Stephen: The funny thing was, six months before my first tour, I had to take "Speech" in my sophomore year of college. I can still remember the absolute terror of standing up in front of an auditorium of fellow students.
I've always loved children and my plan was to teach. Fortunately, the bus tour occurred before my practicums so I was far better prepared for my high school students than I might have been otherwise.
Thanks for your post.
Regards,
Maya
Great post, Maya.
As a sometime actor I've had to memorize scripts for commercials that were written by the legal department. You know, the "cover our ass" stuff. I really dislike it because it's never natural speech. If only they'd allow the actor a tiny bit of leeway they'd get a much better product.
Tena: You're absolutely right.

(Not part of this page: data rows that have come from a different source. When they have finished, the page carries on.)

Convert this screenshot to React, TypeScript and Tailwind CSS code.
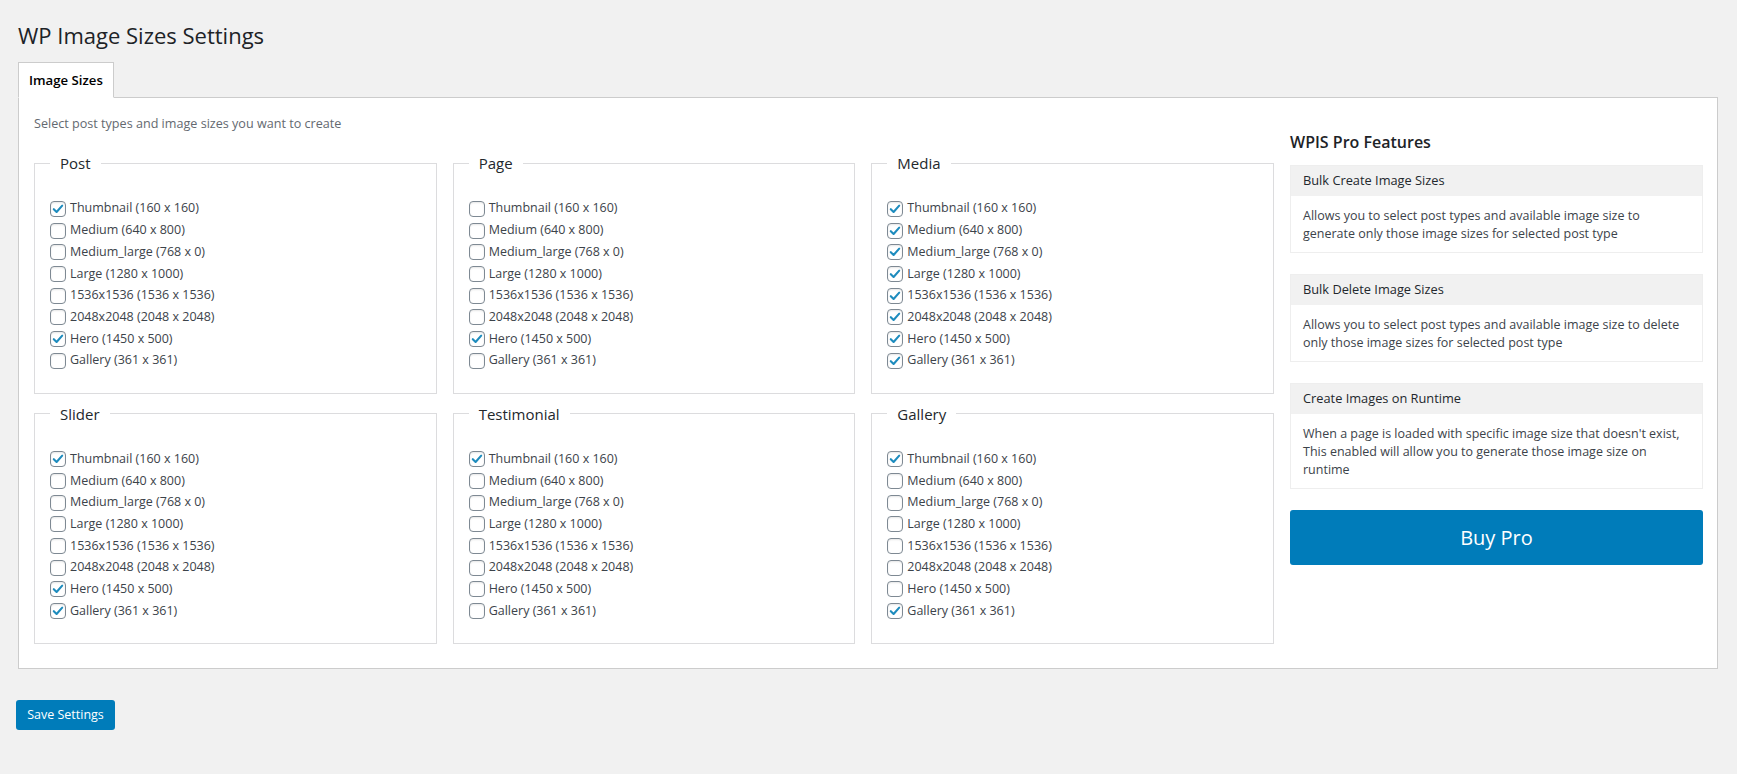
import React from 'react';

const SIZES = [
  'Thumbnail (160 x 160)',
  'Medium (640 x 800)',
  'Medium_large (768 x 0)',
  'Large (1280 x 1000)',
  '1536x1536 (1536 x 1536)',
  '2048x2048 (2048 x 2048)',
  'Hero (1450 x 500)',
  'Gallery (361 x 361)',
];

// which sizes are ticked, by index into SIZES
const POST_TYPES: { name: string; checked: number[] }[] = [
  { name: 'Post', checked: [0, 6] },
  { name: 'Page', checked: [6] },
  { name: 'Media', checked: [0, 1, 2, 3, 4, 5, 6, 7] },
  { name: 'Slider', checked: [0, 6, 7] },
  { name: 'Testimonial', checked: [0] },
  { name: 'Gallery', checked: [0, 7] },
];

const FEATURES = [
  {
    title: 'Bulk Create Image Sizes',
    text: 'Allows you to select post types and available image size to generate only those image sizes for selected post type',
  },
  {
    title: 'Bulk Delete Image Sizes',
    text: 'Allows you to select post types and available image size to delete only those image sizes for selected post type',
  },
  {
    title: 'Create Images on Runtime',
    text: "When a page is loaded with specific image size that doesn't exist, This enabled will allow you to generate those image size on runtime",
  },
];

function Checkbox({ checked }: { checked: boolean }) {
  return (
    <span className="w-4 h-4 shrink-0 rounded-[4px] border border-[#7e8993] bg-white shadow-[inset_0_1px_2px_rgba(0,0,0,0.1)] flex items-center justify-center">
      {checked && (
        <svg viewBox="0 0 16 16" className="w-[14px] h-[14px]">
          <path d="M3.2 8.2 L6.4 11.4 L12.8 4.2" fill="none" stroke="#1e8cbe" strokeWidth="2.4" strokeLinecap="round" strokeLinejoin="round" />
        </svg>
      )}
    </span>
  );
}

function SizeGroup({ name, checked }: { name: string; checked: number[] }) {
  return (
    <fieldset className="border border-[#dcdcde] pl-[15px] pr-4 pt-[25px] pb-[21px] min-w-0">
      <legend className="px-[10px] text-[15px] leading-[20px] font-normal text-[#23282d]">{name}</legend>
      {SIZES.map((s, i) => (
        <label key={s} className="flex items-center gap-[4px] h-[21.7px] text-[12.5px] text-[#3c434a] cursor-pointer">
          <Checkbox checked={checked.includes(i)} />
          <span>{s}</span>
        </label>
      ))}
    </fieldset>
  );
}

export default function App() {
  return (
    <div className="min-h-screen bg-[#f1f1f1] pl-4 pr-[19px] pt-[20px] pb-10 font-['Open_Sans',sans-serif] text-[#3c434a]">
      <h1 className="ml-[2px] text-[22px] leading-[30px] font-normal text-[#1d2327]">WP Image Sizes Settings</h1>

      {/* Tabs */}
      <div className="ml-[2px] mt-[12px] flex">
        <div className="px-[10px] py-[5px] text-[13.2px] leading-[24px] font-semibold text-[#000] bg-white border border-[#ccc] border-b-white -mb-px relative z-10">
          Image Sizes
        </div>
      </div>

      {/* Panel */}
      <div className="ml-[2px] bg-white border border-[#ccc] pl-[15px] pr-[14px] pt-[17px] pb-[24px] flex gap-4">
        <div className="flex-1 min-w-0">
          <p className="text-[12.6px] leading-[18px] text-[#646970] mb-[20px]">Select post types and image sizes you want to create</p>
          <div className="grid grid-cols-3 gap-x-4 gap-y-[10px]">
            {POST_TYPES.map((p) => (
              <SizeGroup key={p.name} name={p.name} checked={p.checked} />
            ))}
          </div>
        </div>

        <aside className="w-[413px] shrink-0 pt-[16px]">
          <h3 className="text-[16px] leading-[22px] font-semibold text-[#1d2327] mb-[12px]">WPIS Pro Features</h3>
          <div className="flex flex-col gap-[21px]">
            {FEATURES.map((f) => (
              <div key={f.title} className="border border-[#eeeeee]">
                <div className="bg-[#f1f1f1] px-3 h-[30px] flex items-center text-[12.8px] text-[#23282d]">{f.title}</div>
                <p className="px-3 pt-[11px] pb-[9px] text-[12.5px] leading-[18px] text-[#3c434a]">{f.text}</p>
              </div>
            ))}
            <button className="h-[55px] rounded-[3px] bg-[#007cba] text-white text-[20px]">Buy Pro</button>
          </div>
        </aside>
      </div>

      <button className="mt-[31px] h-[30px] w-[99px] rounded-[3px] bg-[#007cba] text-white text-[12.5px]">Save Settings</button>
    </div>
  );
}
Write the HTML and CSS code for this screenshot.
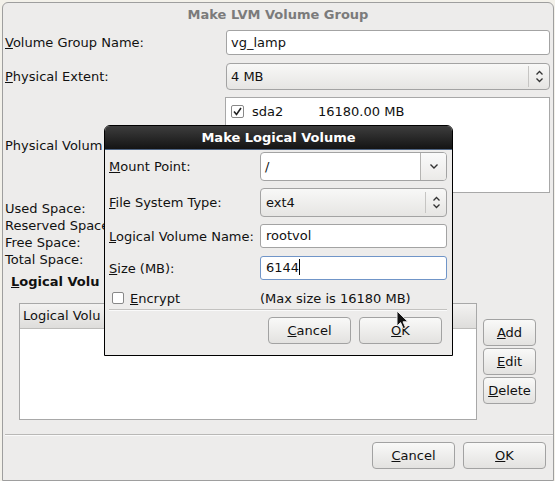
FILE: index.html
```html
<!DOCTYPE html>
<html lang="en">
<head>
    <meta charset="UTF-8">
    <meta name="viewport" content="width=device-width, initial-scale=1.0">
    <title>Make LVM Volume Group</title>
    <link rel="stylesheet" href="styles.css">
</head>
<body>
    <div class="win">
        <div class="win-title">Make LVM Volume Group</div>

        <div class="row row-name">
            <span class="lbl"><u>V</u>olume Group Name:</span>
            <div class="field entry">vg_lamp</div>
        </div>
        <div class="row row-extent">
            <span class="lbl"><u>P</u>hysical Extent:</span>
            <div class="field combo">
                <span class="combo-text">4 MB</span>
                <span class="combo-arrow">
                    <svg width="9" height="13" viewBox="0 0 9 13"><path d="M1.5 4.5 L4.5 1.5 L7.5 4.5 M1.5 8.5 L4.5 11.5 L7.5 8.5" fill="none" stroke="#333" stroke-width="1.3"/></svg>
                </span>
            </div>
        </div>
        <div class="row">
            <span class="lbl">Physical Volum</span>
            <div class="field pv-list">
                <div class="pv-row">
                    <span class="check">
                        <svg width="11" height="11" viewBox="0 0 11 11"><path d="M2 5.5 L4.5 8.5 L9 2" fill="none" stroke="#222" stroke-width="1.6"/></svg>
                    </span>
                    <span class="pv-name">sda2</span>
                    <span>16180.00 MB</span>
                </div>
            </div>
        </div>

        <!-- values sit under the dialog, only the labels show -->
        <div class="space-info">
            <div>Used Space:</div>
            <div>Reserved Space</div>
            <div>Free Space:</div>
            <div>Total Space:</div>
        </div>

        <div class="lv-heading"><u>L</u>ogical Volu</div>

        <div class="lv-area">
            <div class="lv-table">
                <div class="lv-head">Logical Volu</div>
            </div>
            <div class="lv-buttons">
                <button class="btn"><u>A</u>dd</button>
                <button class="btn"><u>E</u>dit</button>
                <button class="btn"><u>D</u>elete</button>
            </div>
        </div>

        <div class="separator"></div>

        <div class="actions">
            <button class="btn btn-wide"><u>C</u>ancel</button>
            <button class="btn btn-wide"><u>O</u>K</button>
        </div>
    </div>

    <div class="dialog">
        <div class="dialog-title">Make Logical Volume</div>
        <div class="dialog-body">
            <div class="drow drow-mount">
                <span class="dlbl"><u>M</u>ount Point:</span>
                <div class="field combo-entry">
                    <span class="combo-entry-text">/</span>
                    <span class="combo-entry-btn">
                        <svg width="10" height="7" viewBox="0 0 10 7"><path d="M1.5 1.5 L5 5 L8.5 1.5" fill="none" stroke="#333" stroke-width="1.4"/></svg>
                    </span>
                </div>
            </div>
            <div class="drow drow-fs">
                <span class="dlbl"><u>F</u>ile System Type:</span>
                <div class="field combo combo-fs">
                    <span class="combo-text">ext4</span>
                    <span class="combo-arrow">
                        <svg width="9" height="13" viewBox="0 0 9 13"><path d="M1.5 4.5 L4.5 1.5 L7.5 4.5 M1.5 8.5 L4.5 11.5 L7.5 8.5" fill="none" stroke="#333" stroke-width="1.3"/></svg>
                    </span>
                </div>
            </div>
            <div class="drow drow-name">
                <span class="dlbl"><u>L</u>ogical Volume Name:</span>
                <div class="field entry entry-small">rootvol</div>
            </div>
            <div class="drow drow-size">
                <span class="dlbl"><u>S</u>ize (MB):</span>
                <div class="field entry entry-small entry-focus">6144<span class="caret"></span></div>
            </div>
            <div class="drow drow-encrypt">
                <span class="dlbl encrypt">
                    <span class="check check-off"></span>
                    <span><u>E</u>ncrypt</span>
                </span>
                <span class="max-size">(Max size is 16180 MB)</span>
            </div>
            <div class="dialog-sep"></div>
            <div class="dialog-actions">
                <button class="btn btn-wide"><u>C</u>ancel</button>
                <button class="btn btn-wide"><u>O</u>K</button>
            </div>
        </div>
    </div>

    <svg class="pointer" width="14" height="21" viewBox="0 0 14 21">
        <path d="M1 1 L1 16 L4.6 12.6 L7.2 18.6 L9.6 17.6 L7 11.8 L12 11.8 Z" fill="#111" stroke="#eee" stroke-width="1"/>
    </svg>
</body>
</html>
```

FILE: styles.css
```css
* {
    box-sizing: border-box;
}

body {
    margin: 0;
    width: 555px;
    height: 481px;
    overflow: hidden;
    background-color: #f3f1ea;
    font-family: "DejaVu Sans", sans-serif;
    font-size: 13px;
    color: #111;
    position: relative;
}

u {
    text-decoration: underline;
    text-underline-offset: 1px;
}

/* main window */
.win {
    margin: 2px 0 0 2px;
    width: 552px;
    height: 479px;
    background-color: #edeceb;
    border: 1px solid #9e9e9e;
    border-radius: 6px 6px 0 0;
}

.win-title {
    height: 22px;
    line-height: 24px;
    text-align: center;
    font-weight: bold;
    color: #7b7b7b;
    margin-bottom: 5px;
}

.row {
    display: flex;
    align-items: center;
    padding: 0 3px 0 2px;
}

.row-name {
    margin-bottom: 8px;
}

.row-extent {
    margin-bottom: 7px;
}

.lbl {
    width: 221px;
}

.field {
    flex: 1;
}

.entry {
    height: 25px;
    line-height: 23px;
    padding-left: 4px;
    background-color: #fff;
    border: 1px solid #a3a3a3;
    border-radius: 3px;
}

.combo {
    display: flex;
    height: 27px;
    align-items: center;
    background: linear-gradient(#f8f8f7, #e6e5e3);
    border: 1px solid #a3a3a3;
    border-radius: 4px;
}

.combo-text {
    flex: 1;
    padding-left: 4px;
}

.combo-arrow {
    width: 21px;
    height: 21px;
    display: flex;
    align-items: center;
    justify-content: center;
    border-left: 1px solid #c6c5c3;
}

.pv-list {
    height: 96px;
    background-color: #fff;
    border: 1px solid #a8a8a8;
    margin-left: -1px;
}

.pv-row {
    display: flex;
    align-items: center;
    height: 16px;
    margin-top: 5px;
    padding-left: 5px;
}

.check {
    width: 13px;
    height: 13px;
    border: 1px solid #888;
    border-radius: 2px;
    background-color: #fff;
    display: flex;
    align-items: center;
    justify-content: center;
    margin-right: 8px;
}

.pv-name {
    width: 66px;
}

.space-info {
    margin-top: 7px;
    padding-left: 2px;
    line-height: 17px;
}

.lv-heading {
    margin-top: 6px;
    padding-left: 8px;
    line-height: 16px;
    font-weight: bold;
}

.lv-area {
    display: flex;
    margin-top: 13px;
    padding-left: 16px;
}

.lv-table {
    width: 458px;
    height: 117px;
    background-color: #fff;
    border: 1px solid #a8a8a8;
}

.lv-head {
    height: 25px;
    line-height: 24px;
    background: linear-gradient(#f3f2f1, #dedddb);
    border-bottom: 1px solid #bdbcba;
    padding-left: 3px;
}

.lv-buttons {
    display: flex;
    flex-direction: column;
    gap: 2px;
    margin-left: 6px;
    padding-top: 16px;
}

.btn {
    font-family: "DejaVu Sans", sans-serif;
    font-size: 13px;
    color: #111;
    width: 53px;
    height: 27px;
    padding: 0;
    background: linear-gradient(#f9f9f8, #e3e2e0);
    border: 1px solid #a2a2a2;
    border-radius: 4px;
}

.btn-wide {
    width: 83px;
}

.separator {
    margin: 14px 0 0 2px;
    height: 2px;
    border-top: 1px solid #b9b8b6;
    border-bottom: 1px solid #fafafa;
}

.actions {
    display: flex;
    justify-content: flex-end;
    gap: 8px;
    margin-top: 6px;
    padding-right: 7px;
}

/* logical volume dialog */
.dialog {
    position: absolute;
    left: 104px;
    top: 125px;
    width: 349px;
    height: 231px;
    background-color: #edeceb;
    border: 1px solid #000;
    border-radius: 6px 6px 0 0;
}

.dialog-title {
    height: 24px;
    line-height: 23px;
    text-align: center;
    font-weight: bold;
    color: #fff;
    background: linear-gradient(#3d3d3d, #141414);
    border-bottom: 1px solid #4f6584;
    border-radius: 5px 5px 0 0;
}

.dialog-body {
    padding: 0 5px 0 4px;
}

.drow {
    display: flex;
    align-items: center;
}

.drow-mount {
    margin-top: 2px;
}

.drow-fs {
    margin-top: 7px;
}

.drow-name {
    margin-top: 7px;
}

.drow-size {
    margin-top: 8px;
}

.drow-encrypt {
    margin-top: 10px;
    height: 16px;
}

.dlbl {
    width: 151px;
}

.combo-entry {
    display: flex;
    height: 29px;
    background-color: #fff;
    border: 1px solid #a3a3a3;
    border-radius: 4px;
    overflow: hidden;
}

.combo-entry-text {
    flex: 1;
    line-height: 27px;
    padding-left: 4px;
}

.combo-entry-btn {
    width: 26px;
    display: flex;
    align-items: center;
    justify-content: center;
    border-left: 1px solid #b5b4b2;
    background: linear-gradient(#fafafa, #ebeae8);
}

.combo-fs {
    height: 29px;
}

.combo-fs .combo-text {
    padding-left: 5px;
}

.entry-small {
    height: 24px;
    line-height: 22px;
    padding-left: 5px;
}

.entry-focus {
    border-color: #7095c8;
}

.caret {
    display: inline-block;
    width: 1px;
    height: 16px;
    background-color: #000;
    vertical-align: -3px;
}

.encrypt {
    display: flex;
    align-items: center;
    padding-left: 3px;
}

.check-off {
    width: 12px;
    height: 12px;
    margin-right: 6px;
}

.dialog-sep {
    margin-top: 3px;
    height: 2px;
    border-top: 1px solid #c3c2c0;
    border-bottom: 1px solid #fafafa;
}

.dialog-actions {
    display: flex;
    justify-content: flex-end;
    gap: 8px;
    margin-top: 6px;
    padding-right: 5px;
}

.pointer {
    position: absolute;
    left: 396px;
    top: 310px;
}
```
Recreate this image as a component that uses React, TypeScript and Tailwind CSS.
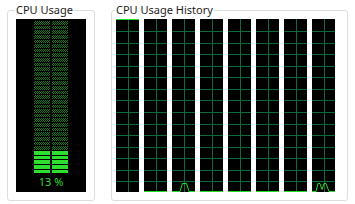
import React from 'react';

const font = { fontFamily: '"Noto Sans", "Open Sans", Arial, sans-serif' };

// y positions (local px) of the horizontal grid lines in each history graph
const gridRows = [12, 24, 35, 47, 58, 70, 81, 93, 105, 116, 128, 139, 151, 162];

const B = 172.5; // baseline of the usage line
const histories: string[] = [
  '0,0.5 23,0.5',
  `0,${B} 23,${B}`,
  `0,${B} 8,${B} 10.5,164.5 14.5,164.5 17,${B} 23,${B}`,
  `0,${B} 23,${B}`,
  `0,${B} 23,${B}`,
  `0,${B} 23,${B}`,
  `0,${B} 23,${B}`,
  `0,${B} 4,${B} 6,164.5 8,164.5 10,170.5 12,164.5 14,164.5 17,${B} 23,${B}`,
];

const HistoryGraph: React.FC<{ points: string }> = ({ points }) => (
  <svg width="23" height="173" className="block bg-black shrink-0">
    {gridRows.map((y) => (
      <line key={y} x1="0" x2="23" y1={y + 0.5} y2={y + 0.5} stroke="#0b6b3a" strokeWidth="1" />
    ))}
    <line x1="12.5" x2="12.5" y1="0" y2="173" stroke="#0b6b3a" strokeWidth="1" />
    <polyline points={points} fill="none" stroke="#22dd22" strokeWidth="1" />
  </svg>
);

const TOTAL_ROWS = 33;
const LIT_ROWS = 5;

const UsageMeter: React.FC = () => (
  <div className="flex flex-col items-center h-[173px] bg-black">
    <div className="flex gap-[2px] mt-[2px] h-[152px]">
      {[0, 1].map((col) => (
        <div key={col} className="flex flex-col gap-[1px] w-[16px]">
          {Array.from({ length: TOTAL_ROWS }).map((_, i) =>
            i >= TOTAL_ROWS - LIT_ROWS ? (
              <div key={i} className="flex-1 bg-[#2ee02e]" />
            ) : (
              <div
                key={i}
                className="flex-1 bg-[conic-gradient(#167a16_25%,transparent_0_50%,#167a16_0_75%,transparent_0)] bg-[length:2px_2px]"
              />
            )
          )}
        </div>
      ))}
    </div>
    <div className="mt-[2px] text-[11px] leading-[14px] text-[#2ed82e]" style={font}>
      13 %
    </div>
  </div>
);

export default function App() {
  return (
    <div className="w-[355px] h-[204px] bg-white flex gap-[16px] pl-[7px] pt-[2px]" style={font}>
      <fieldset className="w-[88px] h-[199px] border border-[#d9dfe3] rounded-[3px] px-[8px]">
        <legend className="-ml-[1px] px-[1px] text-[11px] leading-[16px] text-[#1e1e1e]">CPU Usage</legend>
        <div className="mt-[1px]">
          <UsageMeter />
        </div>
      </fieldset>
      <fieldset className="w-[237px] h-[199px] border border-[#d9dfe3] rounded-[3px] pl-[4px] pr-[11px]">
        <legend className="-ml-[1px] px-[1px] text-[11px] leading-[16px] text-[#1e1e1e]">CPU Usage History</legend>
        <div className="mt-[1px] flex gap-[5px]">
          {histories.map((p, i) => (
            <HistoryGraph key={i} points={p} />
          ))}
        </div>
      </fieldset>
    </div>
  );
}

I can extemporize for an hour without getting tired, but ask me to read from a script and I break out in hives.
My first was to for my dad's swing band. One of my earliest memories is standing up literally on a soapbox singing...
...no - not Old Macdonald....
...Mood Indigo while Dad's sumptuous horn crooned along in the background.
After that it was Tom Sawyer in 4th grade, and little more again until I was a senior in high school when I played the lead part of Noble Pureheart in the senior class play, sang with the select ensemble, and was chosen to introduce and MC the end of the year concert. I've spoken in front of and/or trained groups ranging from a single person one-on-one in a class to over 10,000.
The one on one is scary because there's no where to hide. It's easy to hide in a large crowd - heck - if the lighting's just right you can't even see them! But one-on-one? You actually have to be interesting for that!
David: You were the star in your fourth grade play!! I never got beyond the Sugar Plum Fairy in my school's second grade version of "The Nutcracker."
And my largest audience has only been between 350 and 400.